Now that things have settled down, I’d like to address what happened during the jenkins-ci.org DNS outage I discussed here.

Long story short, some poor assumptions caused a lot of trouble while switching registrars away from GoDaddy.


First let me explain the motivations for moving from GoDaddy: aside from the SOPA issue, I’ve always hated dealing with GoDaddy. The have had an absolutely shit product for a long time, but as a long time customer, momentum was quite a limiting factor. Before my involvement with the Jenkins infrastructure, I would have only used GoDaddy once or twice a year.

Since becoming the driving force behind a lot of the Jenkins back-end, I’ve had to deal with them once or twice a month, and everytime I would be bombarded with upsells, ads and other shit that I wanted no part in. With the renewal of jenkins-ci.org coming up in January, it makes sense to switch registrars before I renew the domain for 5 years (which I will be doing).

The SOPA boycott is just gravy on top.


As for the “DNS debacle”, here’s a quick bulleted list of what happened:

The Negative

  • Jenkins used GoDaddy’s DNS service, when the GoDaddy side of the domain transfer was complete they canceled the DNS service and seemingly zeroed out all our DNS records.
  • The jenkins-ci.org nameservers, which are generally copied over when switching registrars, were set to GoDaddy’s nameservers prior to the transfer (mistake on my part).
  • What I had assumed would automatically take effect once the transfer was complete on Namecheap’s side, did not take effect. In fact, somehow the data I had entered in was obliterated when GoDaddy’s nameservers were copied over.
  • I’m not good at writing zone files, and the most subtle mistakes were easy to slip past those who I asked to review them. Zone files are the devil.

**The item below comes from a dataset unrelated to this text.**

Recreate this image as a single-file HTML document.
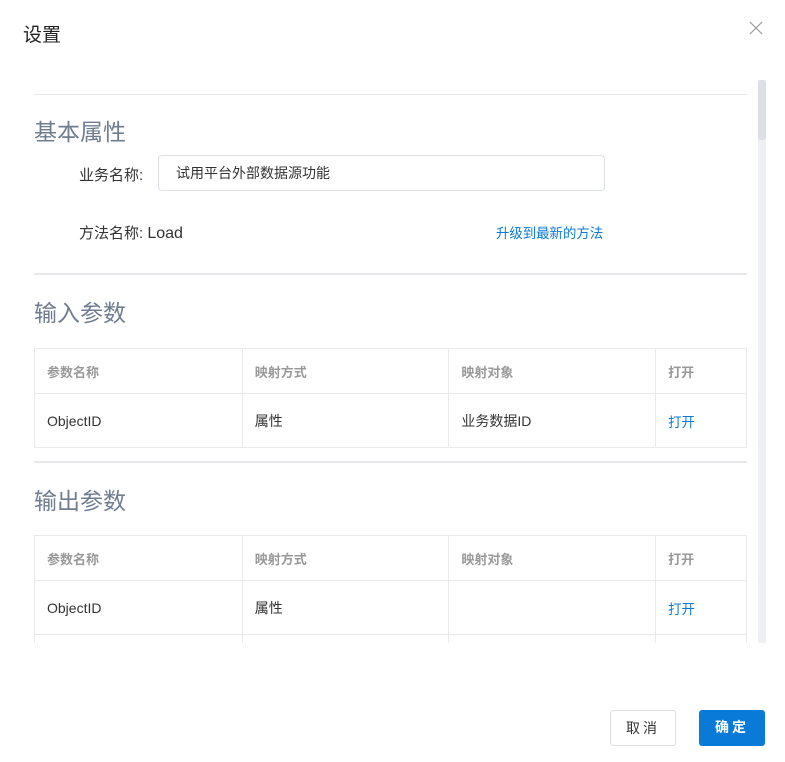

Instead of focusing too much on the colossal screw-up, I’d like to focus more on what positive has come out of the situation.

The Positive

  • jenkins-ci.org is now with a registrar that isn’t commonly accepted to be “freakin’ terrible”
  • To mitigate the downtime people were experiencing, I quickly set up what I presumed would be a temporary nameserver on one of our machines colocated with the OSUOSL.
  • Instead of taking that nameserver down, I’ve actually promoted it to become ns1.jenkins-ci.org which is wholly powered by our Puppet manifests. Now anybody in the community can submit a pull request to add records to our zone file and we can approve and deploy it all from GitHub via Puppet.
  • While working on DNS, I noticed that iptables(8) wasn’t properly configured on some of our hosts. We’ve since bundled the firewall module from Puppet Labs in our repository and set up the appropriate rules on all hosts to lock them down.

I could vent about the idiocy of the DNS system, how much I abhor GoDaddy, or a myriad of other issues that had to be resolved in these past two days, but that wouldn’t be very useful.

Despite the amount of time consumed in the affair, I think the project comes out ahead and stronger, and at the end of the day that’s what is really important to me.